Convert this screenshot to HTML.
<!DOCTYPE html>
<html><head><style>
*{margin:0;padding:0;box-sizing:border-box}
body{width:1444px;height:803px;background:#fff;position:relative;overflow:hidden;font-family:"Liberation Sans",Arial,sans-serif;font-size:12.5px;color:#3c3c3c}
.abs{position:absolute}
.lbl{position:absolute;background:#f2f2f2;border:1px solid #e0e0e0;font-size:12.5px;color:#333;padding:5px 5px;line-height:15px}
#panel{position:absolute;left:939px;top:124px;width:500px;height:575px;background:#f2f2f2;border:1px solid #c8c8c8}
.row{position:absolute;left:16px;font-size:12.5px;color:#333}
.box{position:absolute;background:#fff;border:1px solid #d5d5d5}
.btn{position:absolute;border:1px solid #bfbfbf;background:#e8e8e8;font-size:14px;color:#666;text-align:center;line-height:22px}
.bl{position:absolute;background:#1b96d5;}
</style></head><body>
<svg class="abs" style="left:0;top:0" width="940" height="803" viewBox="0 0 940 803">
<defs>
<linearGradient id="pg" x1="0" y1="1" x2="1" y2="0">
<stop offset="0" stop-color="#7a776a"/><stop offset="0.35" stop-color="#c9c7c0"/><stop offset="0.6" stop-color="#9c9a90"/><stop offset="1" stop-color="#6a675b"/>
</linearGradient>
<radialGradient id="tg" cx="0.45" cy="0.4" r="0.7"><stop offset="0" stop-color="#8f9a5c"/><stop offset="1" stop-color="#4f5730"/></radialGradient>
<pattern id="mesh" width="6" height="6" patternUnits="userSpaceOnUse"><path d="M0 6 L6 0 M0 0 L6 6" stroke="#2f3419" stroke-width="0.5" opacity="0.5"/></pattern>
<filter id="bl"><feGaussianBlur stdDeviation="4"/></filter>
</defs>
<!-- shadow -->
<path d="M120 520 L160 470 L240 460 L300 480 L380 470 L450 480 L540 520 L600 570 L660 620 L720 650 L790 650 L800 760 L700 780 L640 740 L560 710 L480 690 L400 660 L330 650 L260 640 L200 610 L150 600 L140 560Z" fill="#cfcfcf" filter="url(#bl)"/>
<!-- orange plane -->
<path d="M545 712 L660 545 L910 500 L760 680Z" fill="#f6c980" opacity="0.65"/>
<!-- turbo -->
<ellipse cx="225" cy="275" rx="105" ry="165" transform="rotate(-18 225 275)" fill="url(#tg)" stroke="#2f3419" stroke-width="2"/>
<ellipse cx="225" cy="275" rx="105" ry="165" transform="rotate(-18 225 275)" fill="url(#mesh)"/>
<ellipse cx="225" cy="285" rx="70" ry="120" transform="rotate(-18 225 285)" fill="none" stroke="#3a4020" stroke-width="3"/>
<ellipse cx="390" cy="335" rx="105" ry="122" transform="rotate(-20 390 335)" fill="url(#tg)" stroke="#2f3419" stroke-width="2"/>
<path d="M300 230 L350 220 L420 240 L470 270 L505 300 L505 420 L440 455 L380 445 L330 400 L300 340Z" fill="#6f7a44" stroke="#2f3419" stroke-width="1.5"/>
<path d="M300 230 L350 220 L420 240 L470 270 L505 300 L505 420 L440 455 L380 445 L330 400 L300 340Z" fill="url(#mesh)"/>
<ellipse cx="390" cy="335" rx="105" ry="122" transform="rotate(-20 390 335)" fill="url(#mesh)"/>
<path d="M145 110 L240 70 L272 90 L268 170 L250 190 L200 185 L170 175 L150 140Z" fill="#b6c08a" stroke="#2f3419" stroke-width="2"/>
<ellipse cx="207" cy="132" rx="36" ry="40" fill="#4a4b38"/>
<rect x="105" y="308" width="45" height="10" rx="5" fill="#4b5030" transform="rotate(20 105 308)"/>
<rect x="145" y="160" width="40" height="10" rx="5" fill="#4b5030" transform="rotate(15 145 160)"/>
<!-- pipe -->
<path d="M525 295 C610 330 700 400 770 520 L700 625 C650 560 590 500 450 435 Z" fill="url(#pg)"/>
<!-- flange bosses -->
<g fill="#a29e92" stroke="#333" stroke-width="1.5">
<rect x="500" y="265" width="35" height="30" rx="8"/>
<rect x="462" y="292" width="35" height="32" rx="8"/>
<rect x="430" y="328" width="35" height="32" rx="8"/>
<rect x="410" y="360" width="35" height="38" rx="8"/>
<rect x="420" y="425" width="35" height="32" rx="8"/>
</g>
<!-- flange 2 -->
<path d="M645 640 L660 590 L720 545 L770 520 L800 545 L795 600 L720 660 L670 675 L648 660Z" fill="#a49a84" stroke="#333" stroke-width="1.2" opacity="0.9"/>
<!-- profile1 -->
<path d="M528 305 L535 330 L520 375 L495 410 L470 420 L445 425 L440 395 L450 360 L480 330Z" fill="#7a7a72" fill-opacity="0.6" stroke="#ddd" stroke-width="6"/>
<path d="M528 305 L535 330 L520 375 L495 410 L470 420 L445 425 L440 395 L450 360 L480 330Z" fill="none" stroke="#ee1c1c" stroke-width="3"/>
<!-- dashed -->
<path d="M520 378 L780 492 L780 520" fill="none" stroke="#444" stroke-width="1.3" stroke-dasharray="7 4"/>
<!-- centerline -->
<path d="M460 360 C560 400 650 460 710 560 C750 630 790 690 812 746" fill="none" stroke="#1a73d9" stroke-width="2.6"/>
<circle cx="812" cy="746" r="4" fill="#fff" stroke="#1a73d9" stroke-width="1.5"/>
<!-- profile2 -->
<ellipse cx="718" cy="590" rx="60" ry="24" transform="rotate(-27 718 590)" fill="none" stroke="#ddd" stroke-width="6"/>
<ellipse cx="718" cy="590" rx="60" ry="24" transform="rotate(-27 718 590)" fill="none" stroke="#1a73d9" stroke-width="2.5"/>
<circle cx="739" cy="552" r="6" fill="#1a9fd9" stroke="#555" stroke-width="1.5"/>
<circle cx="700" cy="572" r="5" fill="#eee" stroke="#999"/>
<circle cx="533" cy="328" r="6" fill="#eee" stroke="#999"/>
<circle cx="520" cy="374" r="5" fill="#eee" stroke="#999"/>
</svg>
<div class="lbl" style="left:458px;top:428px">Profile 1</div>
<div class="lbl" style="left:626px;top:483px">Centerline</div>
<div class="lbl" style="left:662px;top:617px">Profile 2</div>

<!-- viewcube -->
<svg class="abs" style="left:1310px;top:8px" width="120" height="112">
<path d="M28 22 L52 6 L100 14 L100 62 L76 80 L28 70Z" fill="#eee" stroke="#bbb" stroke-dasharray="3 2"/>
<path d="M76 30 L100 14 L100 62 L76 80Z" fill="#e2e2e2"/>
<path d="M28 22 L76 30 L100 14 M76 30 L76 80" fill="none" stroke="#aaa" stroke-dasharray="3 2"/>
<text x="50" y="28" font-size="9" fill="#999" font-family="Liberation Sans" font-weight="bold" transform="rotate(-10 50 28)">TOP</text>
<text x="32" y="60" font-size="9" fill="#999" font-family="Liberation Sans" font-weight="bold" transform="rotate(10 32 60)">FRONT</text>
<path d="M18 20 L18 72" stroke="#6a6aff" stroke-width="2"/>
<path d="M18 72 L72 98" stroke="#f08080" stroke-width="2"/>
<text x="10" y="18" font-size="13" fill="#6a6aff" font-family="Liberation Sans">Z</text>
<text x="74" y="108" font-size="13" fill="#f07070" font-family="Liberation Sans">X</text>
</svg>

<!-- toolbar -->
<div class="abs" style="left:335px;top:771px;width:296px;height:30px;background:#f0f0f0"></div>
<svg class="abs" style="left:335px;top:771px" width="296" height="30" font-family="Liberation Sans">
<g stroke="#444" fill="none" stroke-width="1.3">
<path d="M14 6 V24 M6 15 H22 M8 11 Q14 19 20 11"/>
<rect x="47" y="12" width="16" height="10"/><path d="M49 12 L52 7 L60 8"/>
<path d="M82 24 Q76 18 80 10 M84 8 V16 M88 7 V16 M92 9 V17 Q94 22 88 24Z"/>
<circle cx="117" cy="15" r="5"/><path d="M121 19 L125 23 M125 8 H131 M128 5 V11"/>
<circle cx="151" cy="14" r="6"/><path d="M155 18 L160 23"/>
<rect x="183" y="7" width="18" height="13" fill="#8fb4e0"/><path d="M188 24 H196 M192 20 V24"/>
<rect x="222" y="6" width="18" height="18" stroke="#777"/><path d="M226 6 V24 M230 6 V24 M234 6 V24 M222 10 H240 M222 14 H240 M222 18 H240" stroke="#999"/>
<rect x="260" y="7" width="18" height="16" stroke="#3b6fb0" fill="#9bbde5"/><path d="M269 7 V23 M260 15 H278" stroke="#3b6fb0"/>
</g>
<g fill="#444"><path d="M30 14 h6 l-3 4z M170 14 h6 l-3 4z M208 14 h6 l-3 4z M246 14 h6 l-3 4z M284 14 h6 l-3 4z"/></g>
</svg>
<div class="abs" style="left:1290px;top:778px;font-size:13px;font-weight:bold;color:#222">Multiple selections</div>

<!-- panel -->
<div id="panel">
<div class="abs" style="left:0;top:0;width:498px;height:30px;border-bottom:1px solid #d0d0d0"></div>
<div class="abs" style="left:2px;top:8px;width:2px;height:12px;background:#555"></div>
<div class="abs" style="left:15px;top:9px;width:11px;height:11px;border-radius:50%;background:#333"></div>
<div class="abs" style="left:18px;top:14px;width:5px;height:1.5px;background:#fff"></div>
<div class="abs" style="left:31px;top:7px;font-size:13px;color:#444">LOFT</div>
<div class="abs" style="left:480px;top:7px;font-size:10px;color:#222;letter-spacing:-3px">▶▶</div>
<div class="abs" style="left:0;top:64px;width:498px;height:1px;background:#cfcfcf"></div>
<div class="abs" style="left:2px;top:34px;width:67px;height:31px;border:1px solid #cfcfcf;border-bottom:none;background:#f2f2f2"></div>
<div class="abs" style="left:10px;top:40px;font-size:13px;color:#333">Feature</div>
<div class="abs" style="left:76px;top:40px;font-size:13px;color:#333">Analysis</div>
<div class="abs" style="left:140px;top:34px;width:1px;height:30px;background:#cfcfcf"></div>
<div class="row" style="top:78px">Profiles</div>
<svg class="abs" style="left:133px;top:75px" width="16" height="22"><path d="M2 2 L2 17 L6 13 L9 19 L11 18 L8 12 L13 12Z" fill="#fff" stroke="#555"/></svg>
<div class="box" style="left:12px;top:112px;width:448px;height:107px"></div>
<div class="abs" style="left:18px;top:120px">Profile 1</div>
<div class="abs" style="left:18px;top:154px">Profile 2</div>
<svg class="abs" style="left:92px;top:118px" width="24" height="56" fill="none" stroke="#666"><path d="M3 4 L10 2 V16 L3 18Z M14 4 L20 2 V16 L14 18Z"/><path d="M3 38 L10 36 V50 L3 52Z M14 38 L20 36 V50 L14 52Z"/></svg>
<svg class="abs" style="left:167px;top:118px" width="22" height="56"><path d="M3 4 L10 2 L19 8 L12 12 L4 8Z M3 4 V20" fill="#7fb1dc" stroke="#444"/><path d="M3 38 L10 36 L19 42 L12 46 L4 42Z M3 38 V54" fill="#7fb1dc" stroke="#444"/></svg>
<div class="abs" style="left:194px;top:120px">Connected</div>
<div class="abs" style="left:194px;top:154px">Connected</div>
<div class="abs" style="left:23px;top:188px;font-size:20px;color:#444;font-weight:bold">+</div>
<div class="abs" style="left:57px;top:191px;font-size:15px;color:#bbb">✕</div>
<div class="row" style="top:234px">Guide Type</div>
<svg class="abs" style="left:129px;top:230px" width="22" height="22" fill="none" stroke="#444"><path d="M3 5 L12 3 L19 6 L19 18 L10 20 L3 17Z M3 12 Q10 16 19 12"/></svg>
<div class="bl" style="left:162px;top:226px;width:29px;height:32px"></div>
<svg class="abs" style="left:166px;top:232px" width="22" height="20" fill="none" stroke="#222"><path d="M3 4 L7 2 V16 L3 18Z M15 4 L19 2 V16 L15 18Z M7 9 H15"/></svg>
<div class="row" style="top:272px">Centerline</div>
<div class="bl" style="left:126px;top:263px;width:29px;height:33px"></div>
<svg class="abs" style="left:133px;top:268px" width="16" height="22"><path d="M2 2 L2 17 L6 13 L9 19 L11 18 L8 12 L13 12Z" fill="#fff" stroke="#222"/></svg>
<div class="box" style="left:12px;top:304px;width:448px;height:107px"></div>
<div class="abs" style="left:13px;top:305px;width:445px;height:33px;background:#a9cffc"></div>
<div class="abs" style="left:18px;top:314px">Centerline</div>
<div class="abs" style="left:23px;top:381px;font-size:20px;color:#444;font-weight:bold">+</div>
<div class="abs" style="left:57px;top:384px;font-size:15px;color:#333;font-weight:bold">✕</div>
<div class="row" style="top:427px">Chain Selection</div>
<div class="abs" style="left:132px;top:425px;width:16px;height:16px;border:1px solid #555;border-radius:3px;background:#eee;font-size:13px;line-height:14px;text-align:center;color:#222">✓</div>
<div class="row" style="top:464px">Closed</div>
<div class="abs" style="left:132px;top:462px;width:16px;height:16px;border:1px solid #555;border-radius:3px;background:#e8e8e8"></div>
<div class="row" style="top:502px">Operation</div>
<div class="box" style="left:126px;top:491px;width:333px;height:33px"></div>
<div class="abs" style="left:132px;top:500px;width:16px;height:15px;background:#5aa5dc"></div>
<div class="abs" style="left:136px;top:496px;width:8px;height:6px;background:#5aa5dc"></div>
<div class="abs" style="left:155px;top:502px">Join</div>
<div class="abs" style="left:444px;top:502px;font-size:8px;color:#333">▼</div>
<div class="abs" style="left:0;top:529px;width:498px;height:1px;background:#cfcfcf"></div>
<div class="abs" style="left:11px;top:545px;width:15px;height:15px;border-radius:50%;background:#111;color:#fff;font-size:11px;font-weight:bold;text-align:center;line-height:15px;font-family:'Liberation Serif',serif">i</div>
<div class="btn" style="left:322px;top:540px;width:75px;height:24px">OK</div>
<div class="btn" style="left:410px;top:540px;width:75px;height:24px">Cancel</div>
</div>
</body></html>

-------

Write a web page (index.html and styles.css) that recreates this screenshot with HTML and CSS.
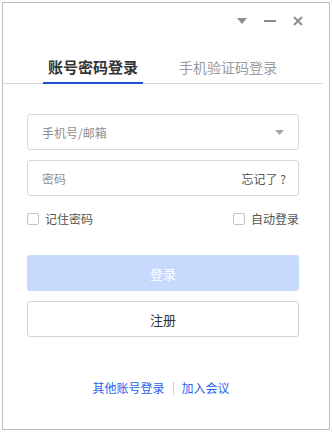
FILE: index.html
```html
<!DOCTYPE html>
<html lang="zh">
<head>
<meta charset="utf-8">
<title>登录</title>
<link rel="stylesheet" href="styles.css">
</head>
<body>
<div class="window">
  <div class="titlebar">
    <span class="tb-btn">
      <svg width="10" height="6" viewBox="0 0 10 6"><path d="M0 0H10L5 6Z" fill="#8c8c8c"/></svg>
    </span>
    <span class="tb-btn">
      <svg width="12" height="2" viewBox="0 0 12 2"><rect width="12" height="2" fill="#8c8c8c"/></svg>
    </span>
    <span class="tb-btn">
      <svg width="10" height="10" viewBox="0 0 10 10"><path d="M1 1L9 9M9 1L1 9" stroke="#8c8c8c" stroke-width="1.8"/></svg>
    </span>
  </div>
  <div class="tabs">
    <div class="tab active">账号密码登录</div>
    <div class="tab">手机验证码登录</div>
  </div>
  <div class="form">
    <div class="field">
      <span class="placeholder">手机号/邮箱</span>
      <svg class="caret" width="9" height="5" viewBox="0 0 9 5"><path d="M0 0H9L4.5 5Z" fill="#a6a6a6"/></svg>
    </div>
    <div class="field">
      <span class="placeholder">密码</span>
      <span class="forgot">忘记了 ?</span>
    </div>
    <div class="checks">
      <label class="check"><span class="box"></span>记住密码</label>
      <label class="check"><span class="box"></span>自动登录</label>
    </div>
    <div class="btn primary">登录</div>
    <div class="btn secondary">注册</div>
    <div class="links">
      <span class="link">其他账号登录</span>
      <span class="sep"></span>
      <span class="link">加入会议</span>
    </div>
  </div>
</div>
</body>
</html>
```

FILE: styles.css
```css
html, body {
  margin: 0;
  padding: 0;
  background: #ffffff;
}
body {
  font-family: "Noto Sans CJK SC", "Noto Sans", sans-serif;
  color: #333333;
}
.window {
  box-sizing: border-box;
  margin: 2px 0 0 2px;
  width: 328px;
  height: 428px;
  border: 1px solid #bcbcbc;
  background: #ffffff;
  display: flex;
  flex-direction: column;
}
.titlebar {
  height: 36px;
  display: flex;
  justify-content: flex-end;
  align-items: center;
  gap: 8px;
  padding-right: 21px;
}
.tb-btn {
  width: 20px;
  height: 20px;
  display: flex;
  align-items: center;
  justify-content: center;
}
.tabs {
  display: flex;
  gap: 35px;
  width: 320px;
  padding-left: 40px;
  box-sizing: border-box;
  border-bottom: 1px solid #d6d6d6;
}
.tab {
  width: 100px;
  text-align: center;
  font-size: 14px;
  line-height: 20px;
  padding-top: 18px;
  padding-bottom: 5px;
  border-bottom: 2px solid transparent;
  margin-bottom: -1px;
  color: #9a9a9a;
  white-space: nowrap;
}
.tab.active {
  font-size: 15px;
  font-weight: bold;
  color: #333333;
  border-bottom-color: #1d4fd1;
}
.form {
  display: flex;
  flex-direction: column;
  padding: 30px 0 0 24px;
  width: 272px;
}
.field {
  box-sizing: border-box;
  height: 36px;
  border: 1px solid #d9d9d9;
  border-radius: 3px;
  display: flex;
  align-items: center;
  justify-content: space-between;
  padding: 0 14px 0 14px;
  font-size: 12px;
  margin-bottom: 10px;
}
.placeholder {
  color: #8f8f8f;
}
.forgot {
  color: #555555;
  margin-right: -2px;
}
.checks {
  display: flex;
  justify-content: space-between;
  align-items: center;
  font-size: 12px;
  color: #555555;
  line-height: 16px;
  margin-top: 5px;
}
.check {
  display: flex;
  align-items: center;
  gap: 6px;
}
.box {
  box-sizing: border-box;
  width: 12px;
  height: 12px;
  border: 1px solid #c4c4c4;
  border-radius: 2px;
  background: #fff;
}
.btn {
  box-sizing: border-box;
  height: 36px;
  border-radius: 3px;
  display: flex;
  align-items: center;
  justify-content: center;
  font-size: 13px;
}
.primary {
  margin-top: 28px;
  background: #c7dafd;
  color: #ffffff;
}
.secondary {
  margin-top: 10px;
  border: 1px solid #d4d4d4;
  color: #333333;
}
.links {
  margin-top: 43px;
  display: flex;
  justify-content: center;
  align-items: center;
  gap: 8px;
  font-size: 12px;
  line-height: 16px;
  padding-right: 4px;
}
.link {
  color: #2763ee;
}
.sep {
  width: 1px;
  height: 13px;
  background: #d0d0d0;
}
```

-------

_Description of the task:_
Using the records above, list each line that includes "index".

_Task answer:_
Write a web page (index.html and styles.css) that recreates this screenshot with HTML and CSS.
FILE: index.html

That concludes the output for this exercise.